Это были ограниченные, узко мыслящие люди, чьи инертные умы лежали без движения в нелюбопытной безропотности. Их воображение было живым, но не созидательным. Так мало было в Азии арабского искусства, что можно было почти что говорить об его отсутствии, хотя их высшие классы были либеральными покровителями и поддерживали все, что являло талант в архитектуре, или в керамике, или в другом мастерстве среди их соседей и рабов. Не создали они и крупной промышленности: в них не было организованности ума или тела. Они не изобрели ни философских систем, ни сложных мифологий. Они вели свой курс между идолами племени и пещеры. Наименее болезненный из народов, они принимали дар жизни без вопросов, как аксиому. Для них это была вещь неизбежная, узуфрукт[9], закрепленный за человеком, не подлежащий контролю. Самоубийство было делом невозможным, и смерть не была горем.
Это были люди порывов, переворотов, идей, народ индивидуального духа. Их устремления были еще более потрясающими по контрасту со спокойствием повседневности, их великие люди — еще более великими по сравнению с человеческой природой их толпы. Их убеждения были инстинктивными, их действия — интуитивными. Их крупнейшим производством было производство верований: они были почти монополистами в области религий откровения. Три этих попытки выжили среди них; две из них были (в видоизмененных формах) экспортированы несемитским народам. Христианство, переведенное на разнообразные духовные языки — греческий, латинский, тевтонский — завоевало Европу и Америку. Ислам в разных преображенных формах подчинял себе Африку и частично Азию. Это были успехи семитов. Свои неудачи они держали при себе. Края их пустынь были усеяны осколками разбитых верований.
Примечательно, что эти обломки павших религий лежали там, где встречаются пустыня и пашня. Это объясняет происхождение всех этих верований. Они были утверждениями, а не аргументами, поэтому требовали пророка, чтобы установить их. Арабы говорили, что пророков было сорок тысяч; мы имеем сведения, по меньшей мере, о нескольких сотнях.
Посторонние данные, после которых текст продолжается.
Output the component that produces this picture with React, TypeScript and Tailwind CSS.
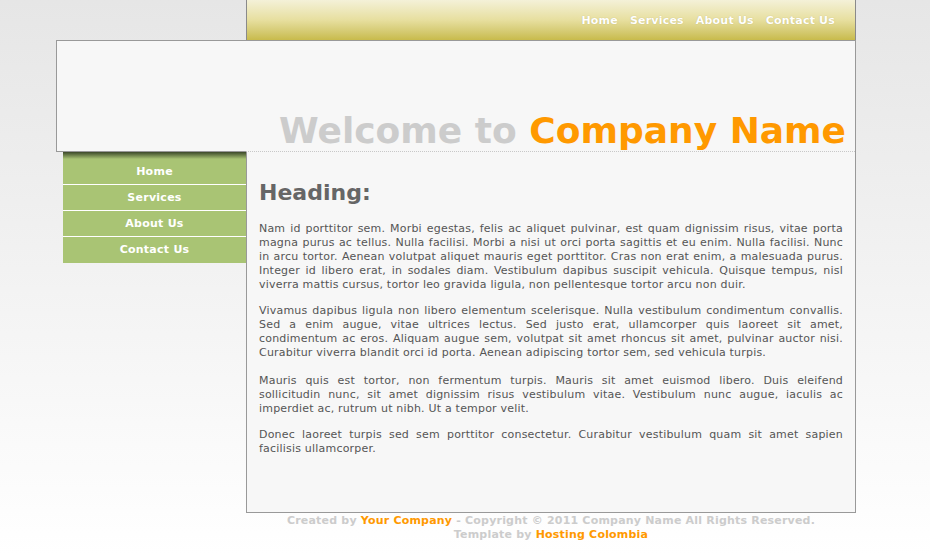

Ни один из них не происходил из пустыни: но их жизнь шла по одному пути. Рождались они в многолюдных местах. Неосознанное страстное стремление толкала их прочь, в пустыню. Там они жили долго или недолго в медитации и отречении от всего физического, и оттуда возвращались со сформулированным в воображении посланием, чтобы проповедовать его своим прежним, теперь колеблющимся, товарищам. Основатели трех великих вер исполнили этот цикл; совпадение их историй оказалось параллельным с историями мириад других несчастных, что потерпели поражение, чье призвание мы не можем считать менее истинным, но время и разочарование не подготовили сухой вязанки душ для их костра. Мыслители города никогда не могли устоять перед зовом Нитрии[10] — не потому, вероятно, что они находили там обиталище Бога, но потому, что в одиночестве они слышали более внятно живое слово, которое принесли с собой.
Общим основанием всех семитских верований, победивших или павших, была постоянно присутствующая в них идея ничтожества мира. Их глубокое отторжение от материи вело их к проповеди наготы, отречения, нищеты; и атмосфера этого измышления безжалостно подавляла умы в пустыне. Первое понятие об этом чувстве разреженной чистоты было мне дано в прежние годы, когда мы забрались далеко от извилистых равнин северной Сирии к развалинам римского периода, которые арабы считали дворцом, выстроенным в пустыне приграничным принцем для своей королевы. Глина для этого здания, как говорили, была для вящей роскоши замешена не на воде, а на драгоценных цветочных маслах. Мои проводники, принюхиваясь, как собаки, вели меня из одной разрушенной комнаты в другую, приговаривая: «это жасмин, это фиалка, это роза».
Но, наконец, Дахум увлек меня за собой: «Пойдем, узнаешь самый сладкий запах», — и мы пошли в главное помещение с зияющими оконными отверстиями на восточной стороне, и там пили раскрытыми ртами бессильный, чистый, ровный ветер пустыни, трепещущий рядом. Это медленное дуновение рождалось где-то за далеким Евфратом и тянулось через множество дней и ночей вдоль сухой травы до первой преграды, рукотворных стен нашего разрушенного дворца. Казалось, оно лениво бродило вокруг них, лепеча по-детски. «Это, — сказали они мне, — лучше всего: у него нет запаха». Мои арабы отворачивались от ароматов и роскоши, выбирая вещи, в которых человечество не имело доли и не участвовало.